Janet Howell, Virginia
In the Virginia state senate, a bill that would require women to have an ultrasound before seeking an abortion didn’t sit right with Sen. Janet Howell, a Democrat from Fairfax. She introduced an amendment that would require men to have a rectal exam and a cardiac stress test before getting a prescription for erectile dysfunction medicine. Her motivation: equality.
“We need some gender equity here,” she said to The Huffington Post. “The Virginia senate is about to pass a bill that will require a woman to have totally unnecessary medical procedure at their cost and inconvenience. If we’re going to do that to women, why not do that to men?”
The amendment only narrowly failed 21-19, but Howell got six out of seven female senators to vote for it as well as 13 male senators. The bill itself passed Feb. 1 and headed for the House of Delegates, where it passed , although revised to call for an external ultrasound (the one with the cold jelly on the torso) instead of a more intrusive transvaginal one (pretty much exactly what it sounds like), 65-32 on Feb. 22.
With Virginia’s legislature having a Republican majority for the first time since the Civil War, there are plans for a whole menu of bills about reproduction. Again, it sounds like Johnson’s work is not done yet.
Yasmin Neal, Georgia
In my home and current state of Georgia, Yasmin Neal, a Democrat who represents Jonesboro, is having her time in the spotlight too. House Bill 954 would reduce the deadline for having an abortion from 26 weeks to 20, removing any exceptions currently allowed past 26 weeks. It is sponsored by Rep. Doug McKillip (R-Athens), who is on the record saying that abortion is “a barbaric practice.” Rep. Neal, who is in her first term in the House, introduced House Bill 1116 in response, a bill that would regulate when men can seek vasectomies.

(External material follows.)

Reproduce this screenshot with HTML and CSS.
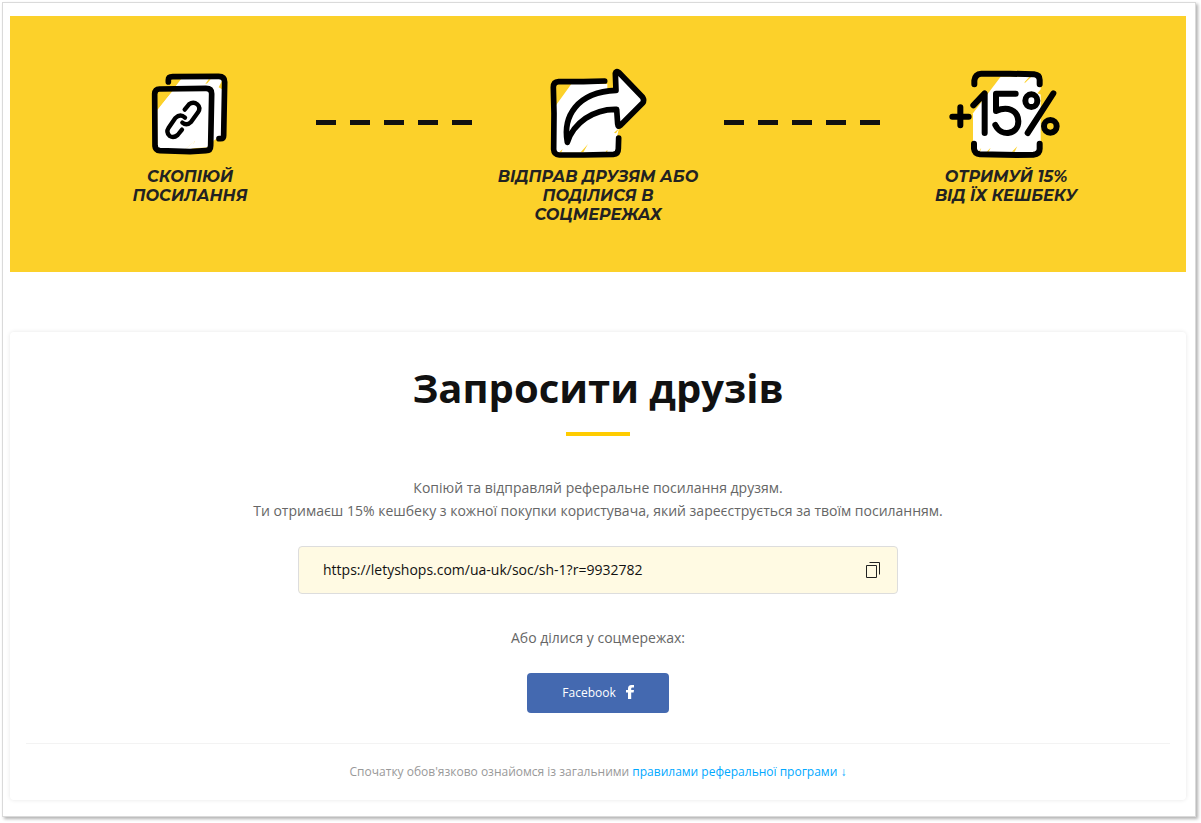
FILE: index.html
```
<!DOCTYPE html>
<html lang="uk">
<head>
    <meta charset="UTF-8">
    <meta name="viewport" content="width=device-width, initial-scale=1.0">
    <title>Запросити друзів</title>
    <link rel="stylesheet" href="styles.css">
</head>
<body>
    <main class="page">
        <section class="steps">
            <div class="step">
                <svg class="step-icon" viewBox="30 12 360 288" aria-hidden="true">
                    <path fill="#fff" d="M184 56H302L308 66L304 228L280 242L276 262L230 264L208 267L226 242L196 267H112V150Z"/>
                    <path fill="#fcd12a" d="M112 90H160L112 148ZM262 70L272 58H266L256 72ZM296 82L306 62V88Z"/>
                    <path fill="#fff" d="M196 267L224 242L214 267Z"/>
                    <g fill="none" stroke="#000" stroke-width="17" stroke-linecap="round" stroke-linejoin="round">
                        <path d="M145 66V60Q145 50 158 50L296 49Q314 49 314 66L311 226Q311 236 302 236H297"/>
                        <path d="M118 87L258 85Q275 85 275 101L272 257Q272 272 258 272L210 275L120 272Q106 271 105 258L104 102Q105 87 118 87Z"/>
                    </g>
                    <g fill="none" stroke="#000" stroke-width="13" stroke-linecap="round" stroke-linejoin="round">
                        <path d="M194 149L207 133Q220 123 232 133Q243 143 234 157L213 186Q200 199 187 188"/>
                        <path d="M195 173Q181 160 166 174L146 203Q137 217 149 228Q161 235 173 225L186 209"/>
                    </g>
                </svg>
                <p class="step-text">Скопіюй<br>посилання</p>
            </div>
            <div class="dashes"></div>
            <div class="step">
                <svg class="step-icon" viewBox="24 12 360 288" aria-hidden="true">
                    <path fill="#fff" d="M78 72H232V90L264 88V40L342 120L268 200L262 226V278H78Z"/>
                    <path fill="#fcd12a" d="M78 72H124L78 136ZM152 277L174 252L160 277ZM88 277L98 267L94 277ZM252 218L268 204L258 220ZM226 277L232 269V277Z"/>
                    <g fill="none" stroke="#000" stroke-width="17" stroke-linecap="round" stroke-linejoin="round">
                        <path d="M224 63L160 65L86 65Q70 66 70 82L72 160L71 268Q72 284 88 285L160 285L250 283Q265 282 265 266L266 234"/>
                        <path d="M112 247C98 170 140 96 258 91L256 40Q258 32 266 37L338 112Q344 121 338 129L270 197Q264 202 263 192L260 148C190 146 130 190 112 247Z"/>
                    </g>
                </svg>
                <p class="step-text">Відправ друзям або поділися в соцмережах</p>
            </div>
            <div class="dashes"></div>
            <div class="step">
                <svg class="step-icon" viewBox="48 12 360 288" aria-hidden="true">
                    <path fill="#fff" d="M212 50H322L332 84V264L324 278H134L129 240V160Z"/>
                    <path fill="#fcd12a" d="M284 70L304 50H298L284 66ZM322 100L334 86V104ZM146 275L154 263L150 275ZM170 275L182 263L176 275ZM246 275L262 259L254 275Z"/>
                    <g fill="none" stroke="#000" stroke-width="18" stroke-linecap="round" stroke-linejoin="round">
                        <path d="M133 73V62Q135 42 154 41L240 41L312 43Q330 45 329 62V73"/>
                        <path d="M132 251V266Q134 282 150 283L260 285L310 284Q329 282 329 266V251"/>
                        <path d="M67 170H116M91 142V196M130 136L164 100V219"/>
                        <path d="M257 101H198V153C232 138 264 150 265 184C265 224 214 232 196 195"/>
                        <path d="M370 100L293 219"/>
                        <ellipse cx="304" cy="122" rx="18" ry="19"/>
                        <ellipse cx="361" cy="199" rx="19" ry="19"/>
                    </g>
                </svg>
                <p class="step-text">Отримуй 15%<br>від їх кешбеку</p>
            </div>
        </section>

        <section class="invite">
            <h1>Запросити друзів</h1>
            <p class="intro">Копіюй та відправляй реферальне посилання друзям.<br>Ти отримаєш 15% кешбеку з кожної покупки користувача, який зареєструється за твоїм посиланням.</p>
            <div class="link-box">
                <input type="text" class="link-input" value="https://letyshops.com/ua-uk/soc/sh-1?r=9932782" aria-label="Реферальне посилання" readonly>
                <button type="button" class="copy-button" aria-label="Копіювати">
                    <svg width="14" height="16" viewBox="0 0 14 16" fill="none" stroke="#222" aria-hidden="true">
                        <path d="M.5 3.5H10.5V15.5H.5Z"/>
                        <path d="M3.500 .5H13.500V12.500"/>
                    </svg>
                </button>
            </div>
            <p class="share-label">Або ділися у соцмережах:</p>
            <button type="button" class="facebook-button">
                Facebook
                <svg width="8" height="14" viewBox="0 0 8 14" fill="#fff" aria-hidden="true">
                    <path d="M2 14V7.500H0V5H2V3.500Q2 0 5.500 0H8V2.500H6.500Q5.200 2.500 5.200 3.600V5H8L7.600 7.500H5.200V14Z"/>
                </svg>
            </button>
            <p class="rules">Спочатку обов'язково ознайомся із загальними <a href="#rules">правилами реферальної програми ↓</a></p>
        </section>
    </main>
</body>
</html>
```
FILE: styles.css
```
* {
    box-sizing: border-box;
}

body {
    margin: 0;
    padding: 2px 5px 5px 2px;
    background-color: #fff;
    font-family: "Open Sans", "Noto Sans", sans-serif;
    font-size: 14px;
    color: #666;
}

p, h1 {
    margin: 0;
}

.page {
    padding: 13px 9px 16px 7px;
    border: 1px solid #dadada;
    box-shadow: 2px 2px 3px rgba(0, 0, 0, 0.3);
}

.steps {
    display: flex;
    gap: 12px;
    padding: 48px 66px;
    background-color: #fcd12a;
}

.step {
    flex: 1;
    text-align: center;
}

.step-icon {
    display: block;
    width: 120px;
    height: 96px;
    margin: 0 auto 7px;
}

.step-text {
    font-family: Montserrat, Inter, sans-serif;
    font-size: 16px;
    font-weight: 700;
    font-style: italic;
    line-height: 19px;
    text-transform: uppercase;
    color: #222;
}

.dashes {
    width: 156px;
    height: 5px;
    margin-top: 56px;
    background: repeating-linear-gradient(to right, #111 0, #111 20px, transparent 20px, transparent 34px);
}

.invite {
    display: flex;
    flex-direction: column;
    align-items: center;
    margin-top: 60px;
    padding: 32px 16px 18px;
    border-radius: 4px;
    box-shadow: 0 0 4px rgba(0, 0, 0, 0.1);
    text-align: center;
}

h1 {
    font-size: 40px;
    font-weight: 700;
    line-height: 48px;
    color: #111;
}

h1::after {
    content: "";
    display: block;
    width: 64px;
    height: 4px;
    margin: 20px auto 0;
    background-color: #fc0;
}

.intro {
    margin-top: 40px;
    line-height: 23px;
}

.link-box {
    display: flex;
    align-items: center;
    width: 100%;
    max-width: 600px;
    height: 48px;
    margin-top: 24px;
    padding: 0 17px 0 24px;
    border: 1px solid #ddd;
    border-radius: 4px;
    background-color: #fffae3;
}

.link-input {
    flex: 1;
    padding: 0 0 2px;
    border: 0;
    outline: 0;
    background: none;
    font: inherit;
    color: #111;
}

.copy-button {
    display: flex;
    padding: 0;
    border: 0;
    background: none;
    cursor: pointer;
}

.share-label {
    margin-top: 32px;
    line-height: 23px;
}

.facebook-button {
    display: flex;
    align-items: center;
    justify-content: center;
    gap: 10px;
    width: 142px;
    height: 40px;
    margin-top: 24px;
    padding: 0 6px 2px;
    border: 0;
    border-radius: 4px;
    background-color: #4469b0;
    font: inherit;
    font-size: 12px;
    color: #fff;
    cursor: pointer;
}

.rules {
    width: 100%;
    margin-top: 30px;
    padding-top: 18px;
    border-top: 1px solid #f3f3f3;
    font-size: 12px;
    line-height: 20px;
    color: #999;
}

.rules a {
    color: #00a8ff;
    text-decoration: none;
}
```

HB 1116 would limit vasectomies except in cases where not getting one would result in death or “impairment of a major bodily function.” Neal, like Howell and Johnson, says she is only partially joking with this bill, pointing out that sometimes satire can really send a serious message too. She also asks legislators to “consider the feelings of a woman, if only for a moment” before creating legislation like HB 954.
McKillip may not think Neal’s bill is very funny, but she’s already been spotlighted on The Rachel Maddow Show and CNN as well as being talked about on Twitter. Just like in Oklahoma and Virginia, I’ve seen firsthand how the state legislature here is trying to restrict access to reproductive services for women. However, I haven’t seen much discussion about tackling Georgia’s unemployment rate, which is at almost ten percent.
All three of these women created bills that discuss the male side of reproduction. Outside of this recent rash of news, how often do you hear anyone trying to regulate when men can get erectile dysfunction pills or get a vasectomy? If you’re coming up short trying to remember a time, that’s the point. These three women are at least trying to point out the inequity in the rise of restrictive measures about women being offset by pretty much nothing to do with men. They all have a lot of work ahead of them, but maybe, just maybe, the messages they’re sending will be heard by the right ears.
Emma Harger is a young journalist living just outside Atlanta, Georgia. A native Georgian, her twin loves are politics and ice hockey, but as a Democrat and hockey fan, she sometimes feels out of place in a fervently Republican state that has twice seen NHL teams relocate to Canada.